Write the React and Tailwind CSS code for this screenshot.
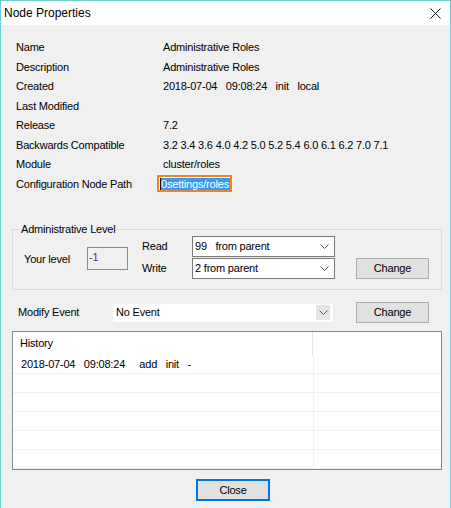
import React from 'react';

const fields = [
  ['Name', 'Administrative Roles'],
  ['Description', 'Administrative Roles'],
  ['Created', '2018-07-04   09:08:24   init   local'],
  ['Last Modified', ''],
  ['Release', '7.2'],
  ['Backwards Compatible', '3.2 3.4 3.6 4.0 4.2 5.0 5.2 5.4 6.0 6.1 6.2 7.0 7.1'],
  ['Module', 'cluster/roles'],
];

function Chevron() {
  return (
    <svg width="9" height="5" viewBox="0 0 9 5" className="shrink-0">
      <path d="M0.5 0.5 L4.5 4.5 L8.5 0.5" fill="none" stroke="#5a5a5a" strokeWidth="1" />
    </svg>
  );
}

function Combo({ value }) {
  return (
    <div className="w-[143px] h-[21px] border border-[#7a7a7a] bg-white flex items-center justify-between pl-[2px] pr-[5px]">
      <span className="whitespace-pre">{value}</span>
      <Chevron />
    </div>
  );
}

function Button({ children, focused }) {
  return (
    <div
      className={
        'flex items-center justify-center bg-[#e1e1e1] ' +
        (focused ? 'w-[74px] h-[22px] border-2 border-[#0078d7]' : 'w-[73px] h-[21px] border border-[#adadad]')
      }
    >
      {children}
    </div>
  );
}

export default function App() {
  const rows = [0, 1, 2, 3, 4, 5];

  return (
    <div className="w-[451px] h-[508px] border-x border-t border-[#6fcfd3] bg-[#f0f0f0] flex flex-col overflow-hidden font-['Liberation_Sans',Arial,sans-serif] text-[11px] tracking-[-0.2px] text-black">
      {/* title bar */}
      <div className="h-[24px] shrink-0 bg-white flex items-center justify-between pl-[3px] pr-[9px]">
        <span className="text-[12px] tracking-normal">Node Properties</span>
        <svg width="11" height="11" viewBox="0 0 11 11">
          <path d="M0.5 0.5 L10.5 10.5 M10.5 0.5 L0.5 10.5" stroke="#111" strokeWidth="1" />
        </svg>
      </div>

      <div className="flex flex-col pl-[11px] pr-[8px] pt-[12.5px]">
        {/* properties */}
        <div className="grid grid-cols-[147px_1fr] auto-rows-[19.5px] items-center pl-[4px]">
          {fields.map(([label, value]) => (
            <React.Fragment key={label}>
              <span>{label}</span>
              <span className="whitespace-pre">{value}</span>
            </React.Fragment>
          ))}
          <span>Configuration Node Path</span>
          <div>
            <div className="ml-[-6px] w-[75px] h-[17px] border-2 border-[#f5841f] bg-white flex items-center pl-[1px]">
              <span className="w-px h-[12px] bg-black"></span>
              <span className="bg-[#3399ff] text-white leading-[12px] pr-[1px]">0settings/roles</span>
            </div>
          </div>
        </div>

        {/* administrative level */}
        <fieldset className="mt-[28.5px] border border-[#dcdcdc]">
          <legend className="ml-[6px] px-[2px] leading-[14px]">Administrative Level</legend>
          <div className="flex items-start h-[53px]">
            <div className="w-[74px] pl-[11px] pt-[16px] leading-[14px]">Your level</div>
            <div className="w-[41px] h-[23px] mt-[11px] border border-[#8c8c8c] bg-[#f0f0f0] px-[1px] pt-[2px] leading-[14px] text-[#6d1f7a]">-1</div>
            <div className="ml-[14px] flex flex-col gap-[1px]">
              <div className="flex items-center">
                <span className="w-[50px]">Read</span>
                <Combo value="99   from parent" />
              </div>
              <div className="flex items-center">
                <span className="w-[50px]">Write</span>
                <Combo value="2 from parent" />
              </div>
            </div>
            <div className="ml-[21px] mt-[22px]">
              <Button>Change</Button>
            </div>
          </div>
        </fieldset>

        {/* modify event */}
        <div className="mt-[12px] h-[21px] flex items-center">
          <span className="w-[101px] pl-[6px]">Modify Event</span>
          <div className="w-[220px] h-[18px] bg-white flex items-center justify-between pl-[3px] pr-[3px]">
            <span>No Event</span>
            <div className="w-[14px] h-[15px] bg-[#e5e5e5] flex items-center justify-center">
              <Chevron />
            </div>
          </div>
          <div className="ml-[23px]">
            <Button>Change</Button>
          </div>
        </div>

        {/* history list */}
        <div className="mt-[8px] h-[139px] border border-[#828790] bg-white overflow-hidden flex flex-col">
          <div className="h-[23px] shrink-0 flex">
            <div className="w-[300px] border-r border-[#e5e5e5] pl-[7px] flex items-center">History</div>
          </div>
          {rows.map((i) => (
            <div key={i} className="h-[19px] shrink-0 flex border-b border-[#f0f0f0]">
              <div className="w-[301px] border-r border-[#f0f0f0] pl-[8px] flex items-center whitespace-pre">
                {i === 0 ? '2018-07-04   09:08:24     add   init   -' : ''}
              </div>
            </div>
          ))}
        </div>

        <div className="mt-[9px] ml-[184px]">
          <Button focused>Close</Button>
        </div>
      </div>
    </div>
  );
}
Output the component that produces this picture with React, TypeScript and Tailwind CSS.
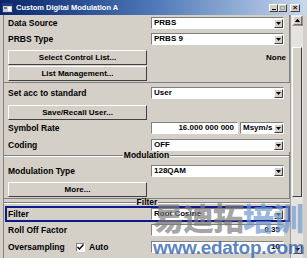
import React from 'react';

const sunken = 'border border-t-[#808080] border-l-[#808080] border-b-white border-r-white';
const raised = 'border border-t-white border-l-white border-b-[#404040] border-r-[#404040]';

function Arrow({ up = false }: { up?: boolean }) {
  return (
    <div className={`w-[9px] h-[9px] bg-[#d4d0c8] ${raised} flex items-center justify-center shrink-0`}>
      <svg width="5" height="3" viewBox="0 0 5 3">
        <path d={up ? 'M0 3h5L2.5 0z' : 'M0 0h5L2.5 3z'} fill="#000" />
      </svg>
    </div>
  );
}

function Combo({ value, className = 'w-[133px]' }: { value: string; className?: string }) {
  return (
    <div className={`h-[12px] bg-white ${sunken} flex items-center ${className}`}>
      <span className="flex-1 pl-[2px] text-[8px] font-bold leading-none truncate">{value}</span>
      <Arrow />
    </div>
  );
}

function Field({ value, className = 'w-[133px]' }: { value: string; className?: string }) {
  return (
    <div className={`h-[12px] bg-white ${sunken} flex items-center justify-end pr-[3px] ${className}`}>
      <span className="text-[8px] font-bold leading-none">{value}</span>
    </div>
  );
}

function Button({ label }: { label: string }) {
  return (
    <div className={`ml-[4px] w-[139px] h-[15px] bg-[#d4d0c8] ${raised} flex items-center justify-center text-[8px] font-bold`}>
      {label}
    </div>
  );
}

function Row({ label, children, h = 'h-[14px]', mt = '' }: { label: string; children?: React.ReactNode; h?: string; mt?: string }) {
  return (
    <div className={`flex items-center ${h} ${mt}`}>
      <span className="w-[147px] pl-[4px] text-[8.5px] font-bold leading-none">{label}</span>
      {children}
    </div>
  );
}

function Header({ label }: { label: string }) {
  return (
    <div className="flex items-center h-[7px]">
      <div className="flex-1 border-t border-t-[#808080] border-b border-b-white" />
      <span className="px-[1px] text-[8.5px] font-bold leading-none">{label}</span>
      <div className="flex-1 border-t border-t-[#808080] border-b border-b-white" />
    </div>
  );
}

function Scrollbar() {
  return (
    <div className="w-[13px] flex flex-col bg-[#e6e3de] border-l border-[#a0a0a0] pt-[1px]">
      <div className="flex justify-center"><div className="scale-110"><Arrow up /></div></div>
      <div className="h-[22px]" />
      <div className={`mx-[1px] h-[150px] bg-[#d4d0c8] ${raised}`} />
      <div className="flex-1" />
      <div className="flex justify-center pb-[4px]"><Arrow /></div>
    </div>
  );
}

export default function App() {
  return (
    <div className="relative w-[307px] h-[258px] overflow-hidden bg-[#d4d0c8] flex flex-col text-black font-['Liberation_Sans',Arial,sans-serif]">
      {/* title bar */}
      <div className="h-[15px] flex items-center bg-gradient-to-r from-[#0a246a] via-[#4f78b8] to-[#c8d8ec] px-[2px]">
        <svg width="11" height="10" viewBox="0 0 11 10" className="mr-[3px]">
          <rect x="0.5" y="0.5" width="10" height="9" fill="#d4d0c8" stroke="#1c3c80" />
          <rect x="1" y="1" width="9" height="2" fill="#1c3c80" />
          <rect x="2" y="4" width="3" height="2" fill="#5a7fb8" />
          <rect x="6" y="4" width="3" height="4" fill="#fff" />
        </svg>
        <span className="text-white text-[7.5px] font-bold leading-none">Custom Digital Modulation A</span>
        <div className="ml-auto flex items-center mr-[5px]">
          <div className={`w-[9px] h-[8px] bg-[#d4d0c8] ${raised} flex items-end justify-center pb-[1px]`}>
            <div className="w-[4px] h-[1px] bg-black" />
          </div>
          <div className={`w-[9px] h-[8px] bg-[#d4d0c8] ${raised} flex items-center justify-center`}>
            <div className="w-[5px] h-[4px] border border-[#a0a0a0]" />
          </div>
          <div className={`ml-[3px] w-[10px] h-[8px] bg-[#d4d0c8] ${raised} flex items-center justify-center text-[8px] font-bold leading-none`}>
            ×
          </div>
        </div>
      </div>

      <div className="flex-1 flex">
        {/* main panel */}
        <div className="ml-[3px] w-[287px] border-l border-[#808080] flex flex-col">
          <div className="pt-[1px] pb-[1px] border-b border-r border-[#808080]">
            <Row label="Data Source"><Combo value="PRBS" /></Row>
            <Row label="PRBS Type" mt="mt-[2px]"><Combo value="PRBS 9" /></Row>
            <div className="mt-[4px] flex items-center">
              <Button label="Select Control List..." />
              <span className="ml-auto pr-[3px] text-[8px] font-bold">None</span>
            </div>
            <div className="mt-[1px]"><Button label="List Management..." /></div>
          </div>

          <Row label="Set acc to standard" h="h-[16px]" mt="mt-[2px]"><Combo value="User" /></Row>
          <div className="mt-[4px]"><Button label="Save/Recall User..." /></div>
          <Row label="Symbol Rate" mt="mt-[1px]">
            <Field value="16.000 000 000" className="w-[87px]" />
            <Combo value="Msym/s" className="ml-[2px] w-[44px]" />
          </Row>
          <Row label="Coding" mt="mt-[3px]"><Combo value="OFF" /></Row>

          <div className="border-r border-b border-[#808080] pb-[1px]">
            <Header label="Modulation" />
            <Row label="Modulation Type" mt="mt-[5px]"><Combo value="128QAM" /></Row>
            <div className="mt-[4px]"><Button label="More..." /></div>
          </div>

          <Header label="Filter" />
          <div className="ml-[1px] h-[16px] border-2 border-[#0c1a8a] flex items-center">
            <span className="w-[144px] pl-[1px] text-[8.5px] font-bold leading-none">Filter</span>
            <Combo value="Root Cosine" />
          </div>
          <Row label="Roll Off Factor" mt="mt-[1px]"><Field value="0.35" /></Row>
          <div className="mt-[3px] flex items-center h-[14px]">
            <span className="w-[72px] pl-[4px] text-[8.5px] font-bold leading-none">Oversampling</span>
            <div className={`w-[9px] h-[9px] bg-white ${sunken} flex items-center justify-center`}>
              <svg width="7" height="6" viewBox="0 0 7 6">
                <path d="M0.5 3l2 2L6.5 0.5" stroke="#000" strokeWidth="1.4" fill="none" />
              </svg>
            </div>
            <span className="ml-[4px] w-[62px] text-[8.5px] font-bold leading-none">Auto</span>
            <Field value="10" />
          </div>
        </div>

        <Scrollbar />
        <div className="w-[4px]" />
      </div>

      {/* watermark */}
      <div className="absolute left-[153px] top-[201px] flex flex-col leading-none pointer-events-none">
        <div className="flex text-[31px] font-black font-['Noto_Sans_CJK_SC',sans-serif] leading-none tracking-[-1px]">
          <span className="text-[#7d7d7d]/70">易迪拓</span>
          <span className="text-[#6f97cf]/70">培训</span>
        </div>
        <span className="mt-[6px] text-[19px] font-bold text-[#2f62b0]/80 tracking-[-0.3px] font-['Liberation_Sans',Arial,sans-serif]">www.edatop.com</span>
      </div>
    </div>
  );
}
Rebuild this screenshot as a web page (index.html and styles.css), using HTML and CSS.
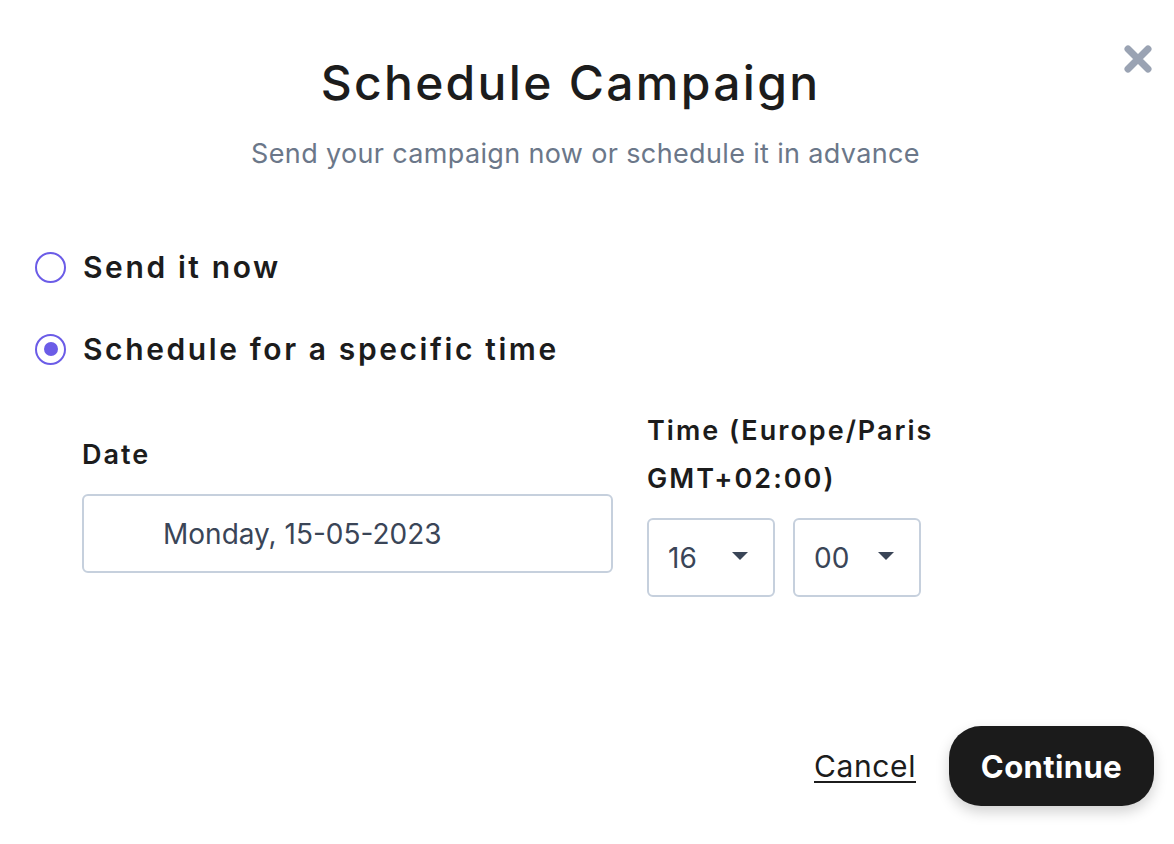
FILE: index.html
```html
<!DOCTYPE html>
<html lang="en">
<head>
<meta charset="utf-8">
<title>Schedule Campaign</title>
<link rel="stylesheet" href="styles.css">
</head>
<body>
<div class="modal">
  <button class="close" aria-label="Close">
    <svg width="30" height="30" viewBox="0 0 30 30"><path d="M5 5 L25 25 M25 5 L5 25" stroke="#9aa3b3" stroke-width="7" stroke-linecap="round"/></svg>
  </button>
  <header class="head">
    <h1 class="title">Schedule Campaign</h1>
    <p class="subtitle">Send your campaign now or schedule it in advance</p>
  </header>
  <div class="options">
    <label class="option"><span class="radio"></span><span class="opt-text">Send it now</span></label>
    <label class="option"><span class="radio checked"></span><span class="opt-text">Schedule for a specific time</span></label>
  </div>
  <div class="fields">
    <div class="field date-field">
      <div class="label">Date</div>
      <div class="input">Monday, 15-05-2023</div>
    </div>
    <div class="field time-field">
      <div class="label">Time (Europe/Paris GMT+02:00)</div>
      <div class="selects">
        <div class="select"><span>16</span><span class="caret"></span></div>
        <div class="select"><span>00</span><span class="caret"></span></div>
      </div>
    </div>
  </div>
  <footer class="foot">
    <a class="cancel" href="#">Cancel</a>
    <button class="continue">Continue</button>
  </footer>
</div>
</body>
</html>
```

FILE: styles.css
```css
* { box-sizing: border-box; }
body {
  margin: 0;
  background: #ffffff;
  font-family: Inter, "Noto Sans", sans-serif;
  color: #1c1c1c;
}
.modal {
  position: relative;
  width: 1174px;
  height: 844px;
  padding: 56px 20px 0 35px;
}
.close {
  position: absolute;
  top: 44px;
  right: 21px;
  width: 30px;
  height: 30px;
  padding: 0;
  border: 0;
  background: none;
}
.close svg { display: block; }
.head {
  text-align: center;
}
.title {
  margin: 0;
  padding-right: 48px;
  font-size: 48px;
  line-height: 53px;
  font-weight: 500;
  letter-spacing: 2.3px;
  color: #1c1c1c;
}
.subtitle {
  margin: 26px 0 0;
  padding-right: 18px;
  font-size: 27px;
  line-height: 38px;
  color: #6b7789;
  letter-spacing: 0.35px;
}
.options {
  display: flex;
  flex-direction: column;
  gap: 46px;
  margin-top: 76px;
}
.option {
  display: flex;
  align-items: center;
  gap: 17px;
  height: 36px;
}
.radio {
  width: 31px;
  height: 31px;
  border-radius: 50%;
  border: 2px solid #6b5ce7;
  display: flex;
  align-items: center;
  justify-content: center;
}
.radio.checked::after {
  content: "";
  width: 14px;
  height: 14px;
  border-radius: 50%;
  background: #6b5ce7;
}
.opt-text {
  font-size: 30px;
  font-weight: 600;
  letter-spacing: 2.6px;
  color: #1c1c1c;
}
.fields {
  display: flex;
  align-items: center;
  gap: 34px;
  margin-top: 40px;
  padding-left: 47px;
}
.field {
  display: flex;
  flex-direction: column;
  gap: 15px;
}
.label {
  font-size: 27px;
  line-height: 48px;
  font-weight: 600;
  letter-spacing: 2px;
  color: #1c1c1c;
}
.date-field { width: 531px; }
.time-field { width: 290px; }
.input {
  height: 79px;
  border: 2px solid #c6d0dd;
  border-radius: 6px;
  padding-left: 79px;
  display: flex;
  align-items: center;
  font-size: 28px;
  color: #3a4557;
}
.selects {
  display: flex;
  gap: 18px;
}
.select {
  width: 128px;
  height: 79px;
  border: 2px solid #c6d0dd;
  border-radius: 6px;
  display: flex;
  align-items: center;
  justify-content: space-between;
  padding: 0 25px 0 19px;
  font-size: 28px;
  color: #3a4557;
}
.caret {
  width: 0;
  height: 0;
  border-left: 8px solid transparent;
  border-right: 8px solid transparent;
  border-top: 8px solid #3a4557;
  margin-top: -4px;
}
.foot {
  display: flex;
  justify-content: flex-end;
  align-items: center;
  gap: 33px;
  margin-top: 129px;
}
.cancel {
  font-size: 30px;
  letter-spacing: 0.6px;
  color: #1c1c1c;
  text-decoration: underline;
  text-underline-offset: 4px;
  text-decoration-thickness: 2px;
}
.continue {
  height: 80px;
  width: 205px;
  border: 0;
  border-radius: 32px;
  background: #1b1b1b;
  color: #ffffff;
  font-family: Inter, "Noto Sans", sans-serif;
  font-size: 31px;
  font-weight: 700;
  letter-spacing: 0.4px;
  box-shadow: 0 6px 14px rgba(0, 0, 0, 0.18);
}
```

DIRECTION | Print the entries as they stand, first line through the line holding "const rows = [0, 1, 2, 3, 4, 5];", with every picture removed.

TASK ANSWER |
Write the React and Tailwind CSS code for this screenshot.
import React from 'react';

const fields = [
  ['Name', 'Administrative Roles'],
  ['Description', 'Administrative Roles'],
  ['Created', '2018-07-04   09:08:24   init   local'],
  ['Last Modified', ''],
  ['Release', '7.2'],
  ['Backwards Compatible', '3.2 3.4 3.6 4.0 4.2 5.0 5.2 5.4 6.0 6.1 6.2 7.0 7.1'],
  ['Module', 'cluster/roles'],
];

function Chevron() {
  return (
    <svg width="9" height="5" viewBox="0 0 9 5" className="shrink-0">
      <path d="M0.5 0.5 L4.5 4.5 L8.5 0.5" fill="none" stroke="#5a5a5a" strokeWidth="1" />
    </svg>
  );
}

function Combo({ value }) {
  return (
    <div className="w-[143px] h-[21px] border border-[#7a7a7a] bg-white flex items-center justify-between pl-[2px] pr-[5px]">
      <span className="whitespace-pre">{value}</span>
      <Chevron />
    </div>
  );
}

function Button({ children, focused }) {
  return (
    <div
      className={
        'flex items-center justify-center bg-[#e1e1e1] ' +
        (focused ? 'w-[74px] h-[22px] border-2 border-[#0078d7]' : 'w-[73px] h-[21px] border border-[#adadad]')
      }
    >
      {children}
    </div>
  );
}

export default function App() {
  const rows = [0, 1, 2, 3, 4, 5];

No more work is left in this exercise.